Tuesday 26 October 2021

SOFR and ESTR: a real boom?

Over the last months, our analysis in relation to ESTR and SOFR has been something like "small improvements".

This week the summary could be: a real boom!

The situation is very different in USD-SOFR and in EUR-ESTR, even if the result are similar.


Let's start with the EUR-ESTR. EONIA has been the main overnight benchmark up to recently even if EONIA is derived from ESTR as ESTR+8.5 bps since October 2019. In two years, the real underlying had not been able to overtake the old and broken incumbent. EONIA will stopped to be published as of 1 January 2022.

On 15 October, the CCPs have cancelled the existing EONIA swaps and replaced them by ESTR swaps. No more EONIA swaps at CCPs but many ESTR swaps. This is clearly visible in the graph below (LCH volumes).

Note that at almost the same time (on 21 October), the EU published a text of law mandating the replacement of EONIA by ESTR + 8.5 bps. When it was announced that EONIA data collection would be stopped (somewhere in 2018) and replaced by ESTR + spread, Marc said that he believed that the synthetic EONIA would last for very long. He was quickly proven wrong with the announcement that EONIA publication would be stopped on 1 January 2022.

Now he is proven right again by the law! Three years were no enough to deal with this transition. This is in line with another (even older) prediction: Change of benchmark overnight index is a difficult task. Another prediction was that EONIA would stay for a very long time in bank systems as a fixing and as a curve. Note that the EONIA replacement by ESTR+8.5bps is only for contracts for which the EU law applies.


For SOFR, there was no specific news, but a real progress in term of volume nevertheless.

A significant increase in absolute volume both at LCH and in the ISDA figures (US regulatory figures). The relative volume is still below the 15% of the total LIBOR + SOFR. The USD market is still far away from SOFR first!

Wednesday 13 October 2021

ICE Swap Rate fallback: impact on swaption pricing

Sterling and dollar working groups have proposed fallback for ICE Swap Rates (ISR) based on the mechanism used for LIBOR itself. It is not possible to create a ISR's fallback coherent with the LIBOR's fallback. Or more precisely it is possible (and easy) for a quant to do so, based on the swap market globally, but it is impossible for a lawyer in a definition involving only one number published on a single screen.

The self-imposed restriction on the type of fallback available make the existence of a coherent fallback impossible. In the absence of an exactly coherent fallback, the working groups tried to provide an approximately coherent one.
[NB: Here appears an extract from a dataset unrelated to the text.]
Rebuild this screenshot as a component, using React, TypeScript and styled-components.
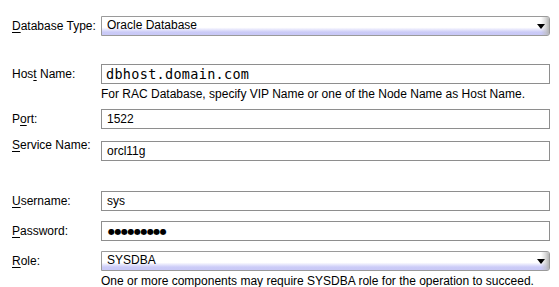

The impacts of those fallback go beyond simply printing a formula on a piece of paper and have profound impacts on the valuation and risk management of existing instruments like swaptions.

In particular cash settled swaptions with collateral discounting have a triple problem:

  • Incoherent spread (delta hedge with swaps)
  • Non linear pay-off
  • ``Non-natural'' annuity, i.e. convexity adjustment

The incoherent spread was discussed by Marc in a previous blog: LIBOR transition: How to lose money, automatically!

In a forthcoming paper, we will show how those swaptions can be priced.

The one line summary of the pricing method is a change of strike in line with the non-linear rate transformation and a replication similar to the one used in CMS pricing.

Some early results have been presented in LIBOR transition workshops. A more detailed seminar related to the swaption pricing will be presented at The WBS 17th Quantitative Finance Conference.

Below we already proposed a graph that displays the non-linearity impact, the exact meaning of which will be discussed in the seminar. We will post a link to the full paper once published.

Note added 20 October 2021: A preliminary version of the results were presented at The 4th Interest Rate Reform Conference today.

Note added 20 October 2021: I have added the ICE Swap Rate fallback formulas to my open source library muRisQ-ir-models at https://github.com/marc-henrard/muRisQ-ir-models/blob/master/src/main/java/marc/henrard/murisq/pricer/generic/FallbackIsrUtils.java.

SOFR volume to 8 October 2021

Usual review of SOFR volumes. After a small increase a couple of weeks ago that lead us to ask "Is something happening?", we are back to levels below mid-July level at LCH. ISDA figures indicate that SOFR is back to less than 10% of interest rate derivatives volume.

No real progress a little bit more than two months before the expected deadline for "no more LIBOR".

Short term swaps (less than 2Y) volume is not increasing either, which is not a good indication for the development of Term SOFR rates.